Install dependencies::

    make sync

This runs ``uv sync`` and, on macOS, re-signs any compiled C extensions that
may have an invalid code signature due to Python 3.14 build tooling. See
`apple codesigning and scikit-build-core <https://github.com/scikit-build/scikit-build-core/issues>`_
for upstream context.

Install system dependencies (macOS, using `Homebrew <https://brew.sh/>`_)::

    brew install antiword tesseract ghostscript poppler sox unrtf

Install system dependencies (Ubuntu/Debian)::

    apt-get install antiword tesseract-ocr ghostscript poppler-utils sox libsox-fmt-mp3 unrtf

Install system dependencies (Windows, using `Chocolatey <https://chocolatey.org/install>`_)::

    choco install tesseract ghostscript sox.portable poppler -y

.. note::

   The canonical list of system dependencies is in `.github/actions/setup/action.yml
   <https://github.com/deanmalmgren/textract/blob/master/.github/actions/setup/action.yml>`_.


Releasing
---------

Versioning follows `semantic versioning <http://semver.org/>`_. The version is declared in two
places: ``pyproject.toml`` (``version``) and ``textract/__init__.py`` (``VERSION``).

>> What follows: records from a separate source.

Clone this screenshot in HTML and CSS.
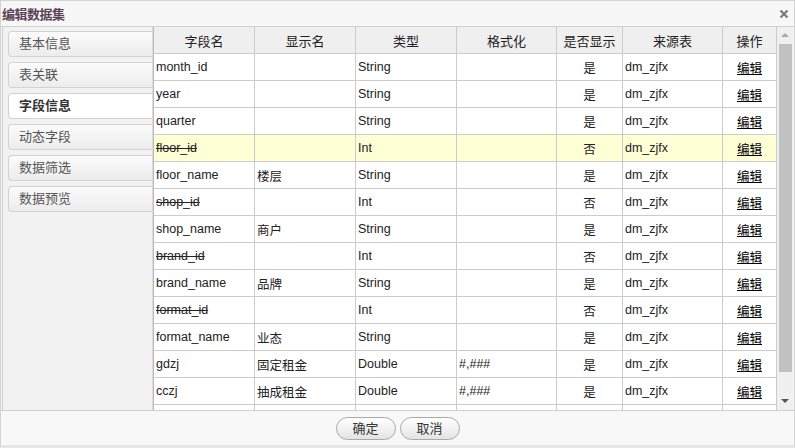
FILE: index.html
```html
<!DOCTYPE html>
<html>
<head>
<meta charset="utf-8">
<link rel="stylesheet" href="styles.css">
</head>
<body>
<div class="dialog">
  <div class="titlebar">
    <span class="title">编辑数据集</span>
    <svg class="close" width="10" height="10" viewBox="0 0 10 10"><path d="M1.5 1.5L8.5 8.5M8.5 1.5L1.5 8.5" stroke="#7a7a7a" stroke-width="2.2"/></svg>
  </div>
  <div class="main">
    <div class="side">
      <div class="tab">基本信息</div>
      <div class="tab">表关联</div>
      <div class="tab active">字段信息</div>
      <div class="tab">动态字段</div>
      <div class="tab">数据筛选</div>
      <div class="tab">数据预览</div>
    </div>
    <div class="grid">
      <div class="tablewrap">
        <table>
          <colgroup>
            <col class="c1"><col class="c2"><col class="c3"><col class="c4"><col class="c5"><col class="c6"><col class="c7">
          </colgroup>
          <thead>
            <tr><th>字段名</th><th>显示名</th><th>类型</th><th>格式化</th><th>是否显示</th><th>来源表</th><th>操作</th></tr>
          </thead>
          <tbody>
            <tr><td>month_id</td><td></td><td>String</td><td></td><td class="ctr">是</td><td>dm_zjfx</td><td class="ctr"><a>编辑</a></td></tr>
            <tr><td>year</td><td></td><td>String</td><td></td><td class="ctr">是</td><td>dm_zjfx</td><td class="ctr"><a>编辑</a></td></tr>
            <tr><td>quarter</td><td></td><td>String</td><td></td><td class="ctr">是</td><td>dm_zjfx</td><td class="ctr"><a>编辑</a></td></tr>
            <tr class="hl"><td class="del">floor_id</td><td></td><td>Int</td><td></td><td class="ctr">否</td><td>dm_zjfx</td><td class="ctr"><a>编辑</a></td></tr>
            <tr><td>floor_name</td><td>楼层</td><td>String</td><td></td><td class="ctr">是</td><td>dm_zjfx</td><td class="ctr"><a>编辑</a></td></tr>
            <tr><td class="del">shop_id</td><td></td><td>Int</td><td></td><td class="ctr">否</td><td>dm_zjfx</td><td class="ctr"><a>编辑</a></td></tr>
            <tr><td>shop_name</td><td>商户</td><td>String</td><td></td><td class="ctr">是</td><td>dm_zjfx</td><td class="ctr"><a>编辑</a></td></tr>
            <tr><td class="del">brand_id</td><td></td><td>Int</td><td></td><td class="ctr">否</td><td>dm_zjfx</td><td class="ctr"><a>编辑</a></td></tr>
            <tr><td>brand_name</td><td>品牌</td><td>String</td><td></td><td class="ctr">是</td><td>dm_zjfx</td><td class="ctr"><a>编辑</a></td></tr>
            <tr><td class="del">format_id</td><td></td><td>Int</td><td></td><td class="ctr">否</td><td>dm_zjfx</td><td class="ctr"><a>编辑</a></td></tr>
            <tr><td>format_name</td><td>业态</td><td>String</td><td></td><td class="ctr">是</td><td>dm_zjfx</td><td class="ctr"><a>编辑</a></td></tr>
            <tr><td>gdzj</td><td>固定租金</td><td>Double</td><td>#,###</td><td class="ctr">是</td><td>dm_zjfx</td><td class="ctr"><a>编辑</a></td></tr>
            <tr><td>cczj</td><td>抽成租金</td><td>Double</td><td>#,###</td><td class="ctr">是</td><td>dm_zjfx</td><td class="ctr"><a>编辑</a></td></tr>
            <tr><td></td><td></td><td></td><td></td><td></td><td></td><td></td></tr>
          </tbody>
        </table>
      </div>
      <div class="scrollbar">
        <div class="arrow up"></div>
        <div class="thumb"></div>
        <div class="arrow down"></div>
      </div>
    </div>
  </div>
  <div class="footer">
    <button class="btn">确定</button>
    <button class="btn">取消</button>
  </div>
</div>
</body>
</html>
```

FILE: styles.css
```css
html, body {
  margin: 0;
  padding: 0;
  background: #fff;
}
body {
  font-family: "Liberation Sans", "Noto Sans CJK SC", sans-serif;
  font-size: 13px;
  color: #222;
}
.dialog {
  width: 795px;
  height: 448px;
  box-sizing: border-box;
  border: 1px solid #d4d4d4;
  border-bottom: 3px solid #e6e6e6;
  background: #f6f6f6;
  display: flex;
  flex-direction: column;
}
.titlebar {
  height: 25px;
  flex: none;
  display: flex;
  align-items: center;
  justify-content: space-between;
  padding: 0 4px 0 1px;
  background: #f7f7f7;
  border-bottom: 1px solid #d0d0d0;
}
.title {
  font-weight: bold;
  font-size: 13px;
  color: #5b4357;
  letter-spacing: -0.5px;
}
.close {
  display: block;
  margin-right: 1px;
}
.main {
  flex: none;
  height: 383px;
  display: flex;
  margin-left: 1px;
  margin-right: 1px;
  border-left: 1px solid #cfcfcf;
  border-right: 1px solid #cfcfcf;
  background: #fff;
}
.side {
  width: 144px;
  flex: none;
  background: #f2f2f2;
  padding: 4px 0 0 5px;
  border-right: 1px solid #dcdcdc;
}
.tab {
  height: 24px;
  line-height: 24px;
  margin-bottom: 5px;
  border: 1px solid #d2d2d2;
  border-right: none;
  border-radius: 4px 0 0 4px;
  background: linear-gradient(#fbfbfb, #ececec);
  padding-left: 10px;
  color: #555;
  font-size: 13px;
}
.tab.active {
  background: #fff;
  font-weight: bold;
  color: #333;
}
.grid {
  flex: 1;
  display: flex;
  border-left: 1px solid #b9b9b9;
  min-width: 0;
}
.tablewrap {
  width: 623px;
  flex: none;
  overflow: hidden;
}
table {
  table-layout: fixed;
  border-collapse: separate;
  border-spacing: 0;
  width: 623px;
}
col.c1, col.c2, col.c3 { width: 101px; }
col.c4 { width: 100px; }
col.c5 { width: 66px; }
col.c6 { width: 100px; }
col.c7 { width: 54px; }
th, td {
  box-sizing: border-box;
  height: 27px;
  padding: 0 0 0 2px;
  border-right: 1px solid #cccccc;
  border-bottom: 1px solid #cccccc;
  white-space: nowrap;
  overflow: hidden;
  font-weight: normal;
  font-size: 13px;
  vertical-align: middle;
}
th {
  background: #efefef;
  text-align: center;
  color: #222;
  padding: 0;
}
td {
  text-align: left;
  color: #222;
  font-size: 12.5px;
}
td.ctr {
  text-align: center;
  padding: 0;
}
td.del {
  text-decoration: line-through;
}
tr.hl td {
  background: #ffffd6;
}
td a {
  color: #000;
  text-decoration: underline;
}
.scrollbar {
  width: 16px;
  flex: none;
  background: #f0f0f0;
  display: flex;
  flex-direction: column;
  align-items: center;
}
.arrow {
  height: 17px;
  width: 16px;
  flex: none;
  position: relative;
}
.arrow::after {
  content: "";
  position: absolute;
  left: 4px;
  width: 0;
  height: 0;
  border-left: 4px solid transparent;
  border-right: 4px solid transparent;
}
.arrow.up::after {
  top: 6px;
  border-bottom: 4px solid #a8a8a8;
}
.arrow.down::after {
  top: 6px;
  border-top: 4px solid #555;
}
.thumb {
  width: 13px;
  height: 328px;
  background: #c1c1c1;
  margin-left: 1px;
}
.scrollbar .down {
  margin-top: auto;
  margin-bottom: 0;
}
.footer {
  flex: 1;
  display: flex;
  justify-content: center;
  align-items: flex-start;
  gap: 4px;
  padding-top: 6px;
  border-top: 1px solid #cfcfcf;
  background: #f8f8f8;
}
.btn {
  width: 60px;
  height: 23px;
  line-height: 21px;
  border: 1px solid #a9a9a9;
  border-radius: 12px;
  background: linear-gradient(#ffffff, #e4e4e4);
  font-family: "Liberation Sans", "Noto Sans CJK SC", sans-serif;
  font-size: 13px;
  color: #333;
  padding: 0;
}
```
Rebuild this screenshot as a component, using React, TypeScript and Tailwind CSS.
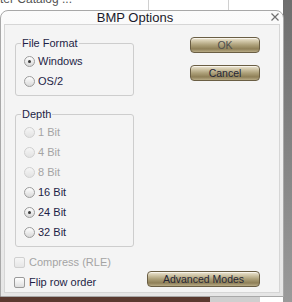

Use the
helper script to update both atomically:

.. code-block:: bash

    python scripts/bump_version.py 1.7.0

**Update the changelog** in ``docs/changelog.rst`` — add a new section above the previous release
with a short summary of notable changes. See existing entries for the format.

**Tag and push:**

.. code-block:: bash

    git add pyproject.toml textract/__init__.py docs/changelog.rst
    git commit -m "chore: release 1.7.0"
    git tag v1.7.0
    git push --follow-tags

CI runs tests, creates a GitHub Release with auto-generated notes from merged PRs, and publishes to PyPI.